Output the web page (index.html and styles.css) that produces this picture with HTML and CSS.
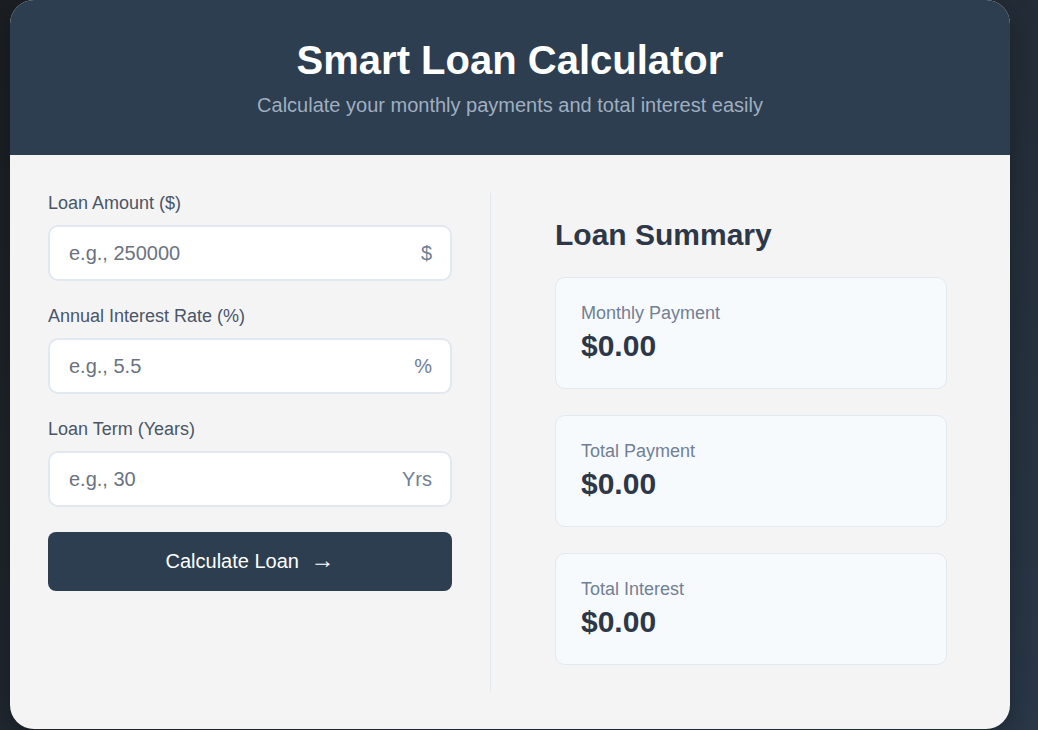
FILE: index.html
```html
<!DOCTYPE html>
<html lang="en">
<head>
<meta charset="utf-8">
<title>Smart Loan Calculator</title>
<link rel="stylesheet" href="styles.css">
</head>
<body>
  <div class="calculator">
    <header class="header">
      <h1 class="title">Smart Loan Calculator</h1>
      <p class="subtitle">Calculate your monthly payments and total interest easily</p>
    </header>
    <main class="content">
      <section class="form-col">
        <div class="field">
          <label class="field-label" for="amount">Loan Amount ($)</label>
          <div class="input-wrap">
            <input class="input" id="amount" type="text" placeholder="e.g., 250000">
            <span class="suffix">$</span>
          </div>
        </div>
        <div class="field">
          <label class="field-label" for="rate">Annual Interest Rate (%)</label>
          <div class="input-wrap">
            <input class="input" id="rate" type="text" placeholder="e.g., 5.5">
            <span class="suffix">%</span>
          </div>
        </div>
        <div class="field">
          <label class="field-label" for="term">Loan Term (Years)</label>
          <div class="input-wrap">
            <input class="input" id="term" type="text" placeholder="e.g., 30">
            <span class="suffix">Yrs</span>
          </div>
        </div>
        <button class="btn" type="button">Calculate Loan <span class="arrow">→</span></button>
      </section>
      <section class="summary-col">
        <h2 class="summary-title">Loan Summary</h2>
        <div class="result-card">
          <div class="result-label">Monthly Payment</div>
          <div class="result-value">$0.00</div>
        </div>
        <div class="result-card">
          <div class="result-label">Total Payment</div>
          <div class="result-value">$0.00</div>
        </div>
        <div class="result-card">
          <div class="result-label">Total Interest</div>
          <div class="result-value">$0.00</div>
        </div>
      </section>
    </main>
  </div>
</body>
</html>
```

FILE: styles.css
```css
* {
  box-sizing: border-box;
}

html, body {
  height: 100%;
}

body {
  margin: 0;
  padding: 0 28px 0 10px;
  font-family: "Liberation Sans", Arial, sans-serif;
  background: linear-gradient(135deg, #1b1e22 0%, #222a33 50%, #2a3848 100%);
  overflow: hidden;
}

.calculator {
  width: 1000px;
  height: 729px;
  background: #f4f4f4;
  border-radius: 24px;
  overflow: hidden;
  box-shadow: 0 10px 30px rgba(0, 0, 0, 0.3);
  display: flex;
  flex-direction: column;
}

.header {
  background: #2c3e50;
  color: #fff;
  text-align: center;
  padding: 37px 20px 38px;
  height: 155px;
}

.title {
  margin: 0 0 11px;
  font-size: 40px;
  font-weight: 700;
  line-height: 46px;
}

.subtitle {
  margin: 0;
  font-size: 20px;
  line-height: 23px;
  color: #a0aec0;
}

.content {
  flex: 1;
  display: grid;
  grid-template-columns: 443px 442px;
  column-gap: 39px;
  padding: 38px 38px 37px;
}

.form-col {
  padding-right: 38px;
  border-right: 1px solid #e2e8f0;
}

.field {
  margin-bottom: 25px;
}

.field-label {
  display: block;
  font-size: 18px;
  line-height: 21px;
  color: #4a5568;
  margin-bottom: 11px;
}

.input-wrap {
  position: relative;
}

.input {
  display: block;
  width: 100%;
  height: 56px;
  padding: 0 60px 0 19px;
  font-family: inherit;
  font-size: 20px;
  color: #2d3748;
  background: #fff;
  border: 2px solid #e2e8f0;
  border-radius: 10px;
  outline: none;
}

.input::placeholder {
  color: #6b7280;
}

.suffix {
  position: absolute;
  right: 20px;
  top: 50%;
  transform: translateY(-50%);
  font-size: 20px;
  color: #718096;
}

.btn {
  display: block;
  width: 100%;
  height: 59px;
  background: #2c3e50;
  color: #fff;
  border: none;
  border-radius: 8px;
  font-family: inherit;
  font-size: 20px;
  cursor: pointer;
}

.arrow {
  margin-left: 6px;
  font-size: 24px;
  line-height: 20px;
}

.summary-col {
  padding: 25px;
}

.summary-title {
  margin: 0 0 25px;
  font-size: 30px;
  line-height: 34px;
  font-weight: 700;
  color: #2d3748;
}

.result-card {
  background: #f7fafc;
  border: 1px solid #e2e8f0;
  border-radius: 10px;
  padding: 25px;
  margin-bottom: 26px;
}

.result-card:last-child {
  margin-bottom: 0;
}

.result-label {
  font-size: 18px;
  line-height: 21px;
  color: #718096;
  margin-bottom: 5px;
}

.result-value {
  font-size: 30px;
  line-height: 34px;
  font-weight: 700;
  color: #2d3748;
}
```
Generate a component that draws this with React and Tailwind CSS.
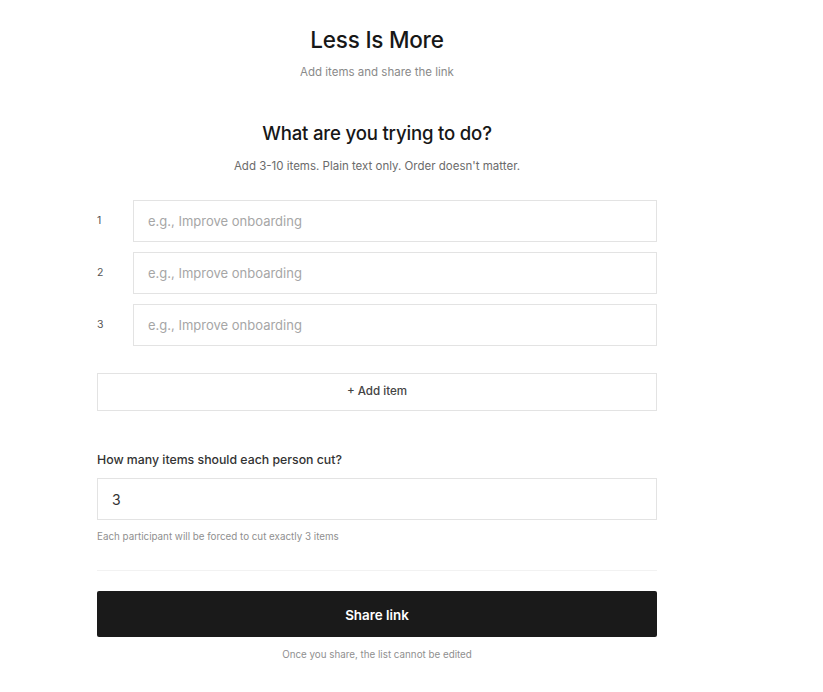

================

▶ What you will do
Every entry must be transcribed exactly. Pictures do not belong in the copy.

▶ Result for this exercise
Output the web page (index.html and styles.css) that produces this picture with HTML and CSS.
FILE: index.html
```html
<!DOCTYPE html>
<html lang="en">
<head>
<meta charset="utf-8">
<title>Smart Loan Calculator</title>
<link rel="stylesheet" href="styles.css">
</head>
<body>
  <div class="calculator">
    <header class="header">
      <h1 class="title">Smart Loan Calculator</h1>
      <p class="subtitle">Calculate your monthly payments and total interest easily</p>
    </header>
    <main class="content">
      <section class="form-col">
        <div class="field">
          <label class="field-label" for="amount">Loan Amount ($)</label>
          <div class="input-wrap">
            <input class="input" id="amount" type="text" placeholder="e.g., 250000">
            <span class="suffix">$</span>
          </div>
        </div>
        <div class="field">
          <label class="field-label" for="rate">Annual Interest Rate (%)</label>
          <div class="input-wrap">
            <input class="input" id="rate" type="text" placeholder="e.g., 5.5">
            <span class="suffix">%</span>
          </div>
        </div>
        <div class="field">
          <label class="field-label" for="term">Loan Term (Years)</label>
          <div class="input-wrap">
            <input class="input" id="term" type="text" placeholder="e.g., 30">
            <span class="suffix">Yrs</span>
          </div>
        </div>
        <button class="btn" type="button">Calculate Loan <span class="arrow">→</span></button>
      </section>
      <section class="summary-col">
        <h2 class="summary-title">Loan Summary</h2>
        <div class="result-card">
          <div class="result-label">Monthly Payment</div>
          <div class="result-value">$0.00</div>
        </div>
        <div class="result-card">
          <div class="result-label">Total Payment</div>
          <div class="result-value">$0.00</div>
        </div>
        <div class="result-card">
          <div class="result-label">Total Interest</div>
          <div class="result-value">$0.00</div>
        </div>
      </section>
    </main>
  </div>
</body>
</html>
```

FILE: styles.css
```css
* {
  box-sizing: border-box;
}

html, body {
  height: 100%;
}

body {
  margin: 0;
  padding: 0 28px 0 10px;
  font-family: "Liberation Sans", Arial, sans-serif;
  background: linear-gradient(135deg, #1b1e22 0%, #222a33 50%, #2a3848 100%);
  overflow: hidden;
}

.calculator {
  width: 1000px;
  height: 729px;
  background: #f4f4f4;
  border-radius: 24px;
  overflow: hidden;
  box-shadow: 0 10px 30px rgba(0, 0, 0, 0.3);
  display: flex;
  flex-direction: column;
}

.header {
  background: #2c3e50;
  color: #fff;
  text-align: center;
  padding: 37px 20px 38px;
  height: 155px;
}

.title {
  margin: 0 0 11px;
  font-size: 40px;
  font-weight: 700;
  line-height: 46px;
}

.subtitle {
  margin: 0;
  font-size: 20px;
  line-height: 23px;
  color: #a0aec0;
}

.content {
  flex: 1;
  display: grid;
  grid-template-columns: 443px 442px;
  column-gap: 39px;
  padding: 38px 38px 37px;
}

.form-col {
  padding-right: 38px;
  border-right: 1px solid #e2e8f0;
}

.field {
  margin-bottom: 25px;
}

.field-label {
  display: block;
  font-size: 18px;
  line-height: 21px;
  color: #4a5568;
  margin-bottom: 11px;
}

.input-wrap {
  position: relative;
}

.input {
  display: block;
  width: 100%;
  height: 56px;
  padding: 0 60px 0 19px;
  font-family: inherit;
  font-size: 20px;
  color: #2d3748;
  background: #fff;
  border: 2px solid #e2e8f0;
  border-radius: 10px;
  outline: none;
}

.input::placeholder {
  color: #6b7280;
}

.suffix {
  position: absolute;
  right: 20px;
  top: 50%;
  transform: translateY(-50%);
  font-size: 20px;
  color: #718096;
}

.btn {
  display: block;
  width: 100%;
  height: 59px;
  background: #2c3e50;
  color: #fff;
  border: none;
  border-radius: 8px;
  font-family: inherit;
  font-size: 20px;
  cursor: pointer;
}

.arrow {
  margin-left: 6px;
  font-size: 24px;
  line-height: 20px;
}

.summary-col {
  padding: 25px;
}

.summary-title {
  margin: 0 0 25px;
  font-size: 30px;
  line-height: 34px;
  font-weight: 700;
  color: #2d3748;
}

.result-card {
  background: #f7fafc;
  border: 1px solid #e2e8f0;
  border-radius: 10px;
  padding: 25px;
  margin-bottom: 26px;
}

.result-card:last-child {
  margin-bottom: 0;
}

.result-label {
  font-size: 18px;
  line-height: 21px;
  color: #718096;
  margin-bottom: 5px;
}

.result-value {
  font-size: 30px;
  line-height: 34px;
  font-weight: 700;
  color: #2d3748;
}
```
Generate a component that draws this with React and Tailwind CSS.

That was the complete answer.